— start DATA ENTRIES —
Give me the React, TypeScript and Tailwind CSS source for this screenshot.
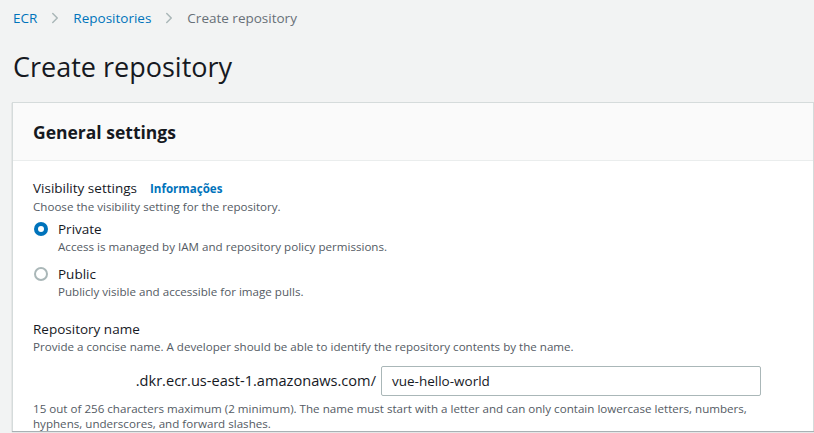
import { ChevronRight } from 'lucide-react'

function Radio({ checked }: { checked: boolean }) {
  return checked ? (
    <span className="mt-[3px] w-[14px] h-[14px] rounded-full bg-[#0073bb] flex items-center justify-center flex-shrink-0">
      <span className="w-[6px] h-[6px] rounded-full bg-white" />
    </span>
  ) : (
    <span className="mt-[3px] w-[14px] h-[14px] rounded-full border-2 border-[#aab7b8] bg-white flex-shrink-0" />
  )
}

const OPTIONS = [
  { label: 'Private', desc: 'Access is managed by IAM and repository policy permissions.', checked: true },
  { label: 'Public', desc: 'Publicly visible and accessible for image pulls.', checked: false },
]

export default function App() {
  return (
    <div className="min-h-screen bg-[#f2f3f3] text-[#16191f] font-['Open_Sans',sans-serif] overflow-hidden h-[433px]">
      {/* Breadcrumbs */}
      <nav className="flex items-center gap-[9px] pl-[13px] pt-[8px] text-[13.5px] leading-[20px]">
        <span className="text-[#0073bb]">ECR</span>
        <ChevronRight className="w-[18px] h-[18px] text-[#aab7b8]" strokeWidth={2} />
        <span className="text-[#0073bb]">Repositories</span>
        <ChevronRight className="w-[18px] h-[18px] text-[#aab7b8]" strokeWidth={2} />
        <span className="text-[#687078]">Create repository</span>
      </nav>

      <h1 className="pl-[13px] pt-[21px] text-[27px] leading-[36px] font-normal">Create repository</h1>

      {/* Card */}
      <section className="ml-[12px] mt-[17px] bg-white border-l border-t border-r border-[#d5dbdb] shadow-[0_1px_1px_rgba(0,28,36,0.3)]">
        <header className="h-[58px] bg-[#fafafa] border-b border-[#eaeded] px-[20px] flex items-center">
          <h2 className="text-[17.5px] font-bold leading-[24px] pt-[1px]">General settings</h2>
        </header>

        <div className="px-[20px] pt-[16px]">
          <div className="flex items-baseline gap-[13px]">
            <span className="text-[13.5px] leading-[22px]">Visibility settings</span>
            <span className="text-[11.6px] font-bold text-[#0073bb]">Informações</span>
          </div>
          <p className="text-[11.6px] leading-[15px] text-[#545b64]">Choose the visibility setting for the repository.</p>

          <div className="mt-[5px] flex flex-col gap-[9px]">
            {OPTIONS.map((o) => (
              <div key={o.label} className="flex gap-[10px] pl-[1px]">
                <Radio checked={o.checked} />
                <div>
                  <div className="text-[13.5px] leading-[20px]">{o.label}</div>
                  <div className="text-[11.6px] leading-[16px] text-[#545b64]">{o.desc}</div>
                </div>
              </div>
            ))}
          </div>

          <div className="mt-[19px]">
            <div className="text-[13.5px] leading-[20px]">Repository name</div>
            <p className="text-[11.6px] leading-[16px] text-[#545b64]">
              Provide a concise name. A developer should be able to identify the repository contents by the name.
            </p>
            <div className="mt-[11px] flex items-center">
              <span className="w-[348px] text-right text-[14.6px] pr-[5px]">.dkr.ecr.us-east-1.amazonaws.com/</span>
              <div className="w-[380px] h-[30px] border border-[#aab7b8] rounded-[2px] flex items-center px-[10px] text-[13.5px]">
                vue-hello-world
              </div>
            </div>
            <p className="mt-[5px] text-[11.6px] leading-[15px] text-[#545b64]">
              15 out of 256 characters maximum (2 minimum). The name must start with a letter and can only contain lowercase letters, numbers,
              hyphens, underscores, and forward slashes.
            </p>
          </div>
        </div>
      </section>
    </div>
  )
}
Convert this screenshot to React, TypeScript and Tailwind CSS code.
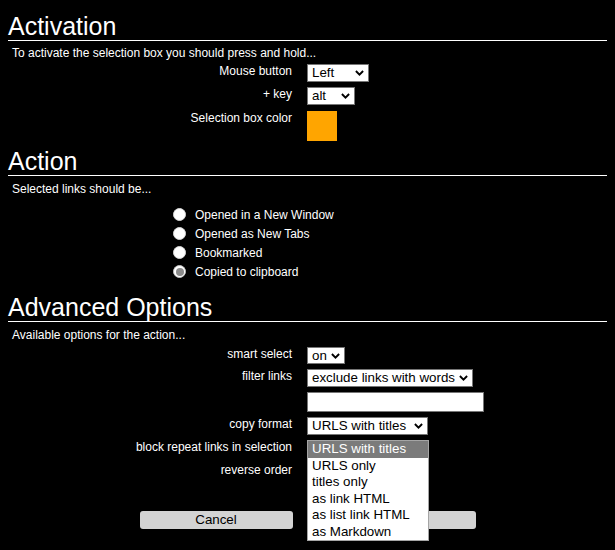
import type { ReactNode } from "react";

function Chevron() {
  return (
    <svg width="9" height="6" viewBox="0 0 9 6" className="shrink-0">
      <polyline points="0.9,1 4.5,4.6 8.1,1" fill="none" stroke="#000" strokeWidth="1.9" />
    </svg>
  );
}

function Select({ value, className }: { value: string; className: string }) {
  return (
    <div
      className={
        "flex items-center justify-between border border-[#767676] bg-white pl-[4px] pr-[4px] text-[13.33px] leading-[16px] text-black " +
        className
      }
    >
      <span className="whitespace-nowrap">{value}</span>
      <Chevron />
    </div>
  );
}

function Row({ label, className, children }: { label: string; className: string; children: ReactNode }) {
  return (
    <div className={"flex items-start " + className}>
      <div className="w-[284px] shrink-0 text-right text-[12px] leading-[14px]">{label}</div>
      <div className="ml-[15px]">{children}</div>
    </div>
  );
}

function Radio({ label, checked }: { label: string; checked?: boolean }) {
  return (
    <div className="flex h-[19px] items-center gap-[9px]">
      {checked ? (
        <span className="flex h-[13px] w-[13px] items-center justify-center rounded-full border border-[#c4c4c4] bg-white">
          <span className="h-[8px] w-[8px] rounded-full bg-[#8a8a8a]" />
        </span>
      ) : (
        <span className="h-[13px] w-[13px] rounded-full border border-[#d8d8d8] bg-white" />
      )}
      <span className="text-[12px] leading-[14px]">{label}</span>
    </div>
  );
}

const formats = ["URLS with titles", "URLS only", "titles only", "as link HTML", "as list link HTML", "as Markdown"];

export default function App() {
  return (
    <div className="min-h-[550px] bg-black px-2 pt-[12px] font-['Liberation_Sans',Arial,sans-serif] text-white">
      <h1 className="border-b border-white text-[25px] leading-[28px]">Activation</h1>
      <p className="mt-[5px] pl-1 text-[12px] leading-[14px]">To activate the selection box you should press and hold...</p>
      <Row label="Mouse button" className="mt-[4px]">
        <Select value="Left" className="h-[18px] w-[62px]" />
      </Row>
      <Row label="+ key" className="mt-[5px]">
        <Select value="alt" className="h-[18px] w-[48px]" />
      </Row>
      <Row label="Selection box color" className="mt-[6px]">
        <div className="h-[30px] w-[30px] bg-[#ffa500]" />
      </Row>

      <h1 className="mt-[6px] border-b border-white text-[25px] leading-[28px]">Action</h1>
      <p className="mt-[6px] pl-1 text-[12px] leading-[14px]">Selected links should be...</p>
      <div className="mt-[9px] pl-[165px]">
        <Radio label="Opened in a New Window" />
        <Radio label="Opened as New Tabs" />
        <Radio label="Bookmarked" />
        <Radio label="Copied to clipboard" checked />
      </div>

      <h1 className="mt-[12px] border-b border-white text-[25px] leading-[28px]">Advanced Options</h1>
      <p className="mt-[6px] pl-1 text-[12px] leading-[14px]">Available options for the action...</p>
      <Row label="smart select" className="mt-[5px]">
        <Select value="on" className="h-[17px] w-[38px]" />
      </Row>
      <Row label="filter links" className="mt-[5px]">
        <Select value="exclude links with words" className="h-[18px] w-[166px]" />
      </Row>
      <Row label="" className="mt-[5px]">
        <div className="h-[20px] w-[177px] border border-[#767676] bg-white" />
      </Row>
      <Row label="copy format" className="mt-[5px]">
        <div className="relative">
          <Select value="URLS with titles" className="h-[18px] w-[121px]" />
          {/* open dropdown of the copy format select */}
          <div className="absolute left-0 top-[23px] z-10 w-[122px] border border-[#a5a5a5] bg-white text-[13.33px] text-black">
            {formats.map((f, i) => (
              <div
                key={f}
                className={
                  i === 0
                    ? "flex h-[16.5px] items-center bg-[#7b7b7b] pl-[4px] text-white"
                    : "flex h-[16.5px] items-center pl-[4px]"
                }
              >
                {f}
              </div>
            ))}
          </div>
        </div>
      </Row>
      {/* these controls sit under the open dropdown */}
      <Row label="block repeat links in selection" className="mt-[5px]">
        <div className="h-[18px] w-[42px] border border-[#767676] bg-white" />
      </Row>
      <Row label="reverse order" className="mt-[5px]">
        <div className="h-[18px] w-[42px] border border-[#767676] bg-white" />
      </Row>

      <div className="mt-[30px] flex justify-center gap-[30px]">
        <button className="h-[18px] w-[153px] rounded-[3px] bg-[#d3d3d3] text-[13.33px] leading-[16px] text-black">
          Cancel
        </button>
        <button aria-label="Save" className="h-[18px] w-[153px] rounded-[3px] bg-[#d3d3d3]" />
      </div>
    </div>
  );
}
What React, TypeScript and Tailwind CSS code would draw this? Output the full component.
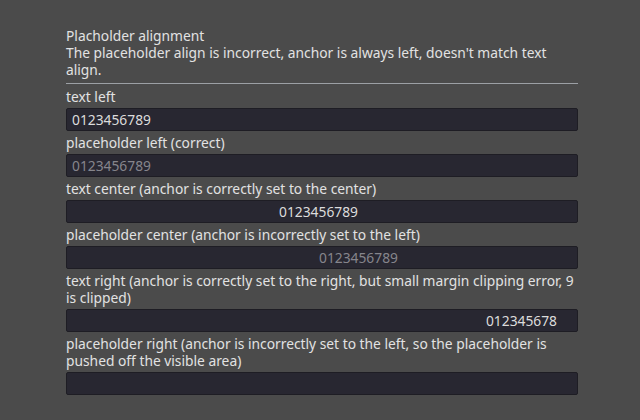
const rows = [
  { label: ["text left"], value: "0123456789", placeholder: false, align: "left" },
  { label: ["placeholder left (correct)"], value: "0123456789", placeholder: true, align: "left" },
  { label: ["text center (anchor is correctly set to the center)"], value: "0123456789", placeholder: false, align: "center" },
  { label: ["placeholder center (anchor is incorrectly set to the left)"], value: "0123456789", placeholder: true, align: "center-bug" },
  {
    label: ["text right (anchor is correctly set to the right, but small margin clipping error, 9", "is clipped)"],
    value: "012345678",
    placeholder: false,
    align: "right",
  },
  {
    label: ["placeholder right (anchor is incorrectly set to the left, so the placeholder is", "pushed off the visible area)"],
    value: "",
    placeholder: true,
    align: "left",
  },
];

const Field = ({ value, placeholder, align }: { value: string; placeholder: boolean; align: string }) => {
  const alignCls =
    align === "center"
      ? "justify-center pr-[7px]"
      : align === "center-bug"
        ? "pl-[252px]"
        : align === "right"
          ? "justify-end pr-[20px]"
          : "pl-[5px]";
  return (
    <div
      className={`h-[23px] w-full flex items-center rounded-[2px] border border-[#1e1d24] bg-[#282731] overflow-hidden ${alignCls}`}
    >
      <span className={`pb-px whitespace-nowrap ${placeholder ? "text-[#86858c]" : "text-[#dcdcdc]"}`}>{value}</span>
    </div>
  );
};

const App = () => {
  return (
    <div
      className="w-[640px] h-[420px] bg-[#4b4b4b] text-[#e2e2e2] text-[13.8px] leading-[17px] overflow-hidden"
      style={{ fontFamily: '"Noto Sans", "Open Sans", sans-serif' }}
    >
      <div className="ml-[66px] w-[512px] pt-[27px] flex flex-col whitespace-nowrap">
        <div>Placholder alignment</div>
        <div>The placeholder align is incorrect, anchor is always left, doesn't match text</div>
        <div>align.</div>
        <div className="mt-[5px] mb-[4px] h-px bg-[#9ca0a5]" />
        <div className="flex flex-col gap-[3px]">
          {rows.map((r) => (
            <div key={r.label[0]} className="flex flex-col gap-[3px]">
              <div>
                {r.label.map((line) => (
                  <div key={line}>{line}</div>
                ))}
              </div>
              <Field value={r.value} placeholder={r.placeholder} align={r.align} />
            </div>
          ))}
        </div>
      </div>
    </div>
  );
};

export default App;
— end DATA ENTRIES —
■ THE PROBLEM:
Isolate each line of the listing above that includes "TypeScript". Copy it.

■ FULL SOLUTION:
Give me the React, TypeScript and Tailwind CSS source for this screenshot.
Convert this screenshot to React, TypeScript and Tailwind CSS code.
What React, TypeScript and Tailwind CSS code would draw this? Output the full component.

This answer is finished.